We took the Goldilocks approach to feeding indoors. Too little-the cows don’t get the right nutrients. Too much waste money and risk running out of feed before the next delivery. So a £5 battery-powered holiday luggage scale was used to weigh every bucket of pellets

Similarly, for the first time, every calf was weighed at birth to kick start our growth rate records. A blue barrel was cut in half to make a cradle and two straps connected it to a small crane scale on the front to the tractor loader. A weigh tape has been used for subsequent measurements.

CCTV camera

We purchased a FarmStream CCTV camera which sent live footage of the calving sheds to an app on our phones.
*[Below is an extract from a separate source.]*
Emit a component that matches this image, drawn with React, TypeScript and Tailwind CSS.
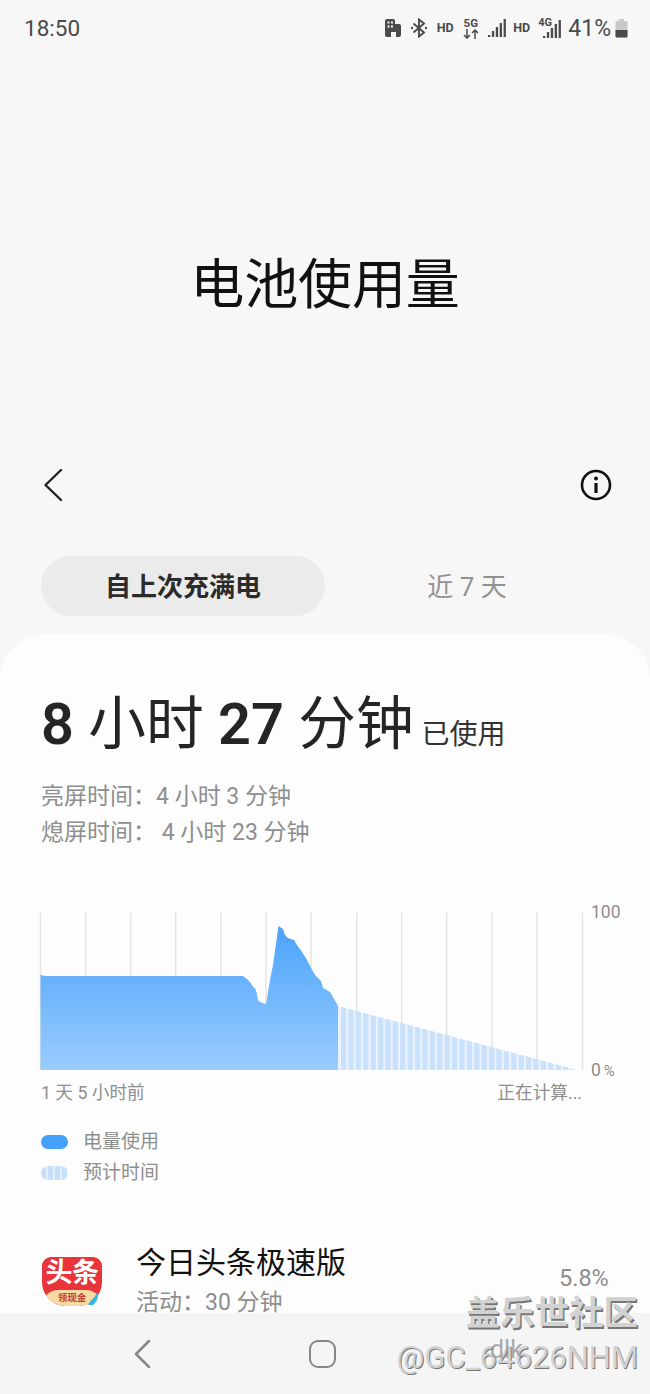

These have become much more affordable recently and have many farming-friendly functions. We can’t be with the cows all day and they were housed away from home so being able to check them remotely was both piece of mind and a sleep saver! We could see when one was calving and also when a couple of cheeky old girls decided to escape!

Not where they are meant to be!

Education – learn and pass it on

Being brought up farming only serves as a launch pad, there is so much more to learn and farming is always changing.
My most useful free Winter webinar was a really practical talk delivered by the SRUC on suckler cow nutrition. Remember, libraries aren’t dead – there’s lots of helpful books on agricultural business planning for those looking to tender for an FBT. In-person discussion groups are back in full swing and I really enjoyed my first Women In Dairy meeting last month listening to our own Claire Whittle discussing how ecology and farming go hand in hand.

I am a member of the Future Farmers of Yorkshire group and hope to pass on what I have learnt over the past 2 years to other young farmers through their new training course on preparing to tender for an FBT. The next big job is PDing the cows to see how well they have held to AI and embryos before putting out the Limousin sweeper bull. Fingers crossed!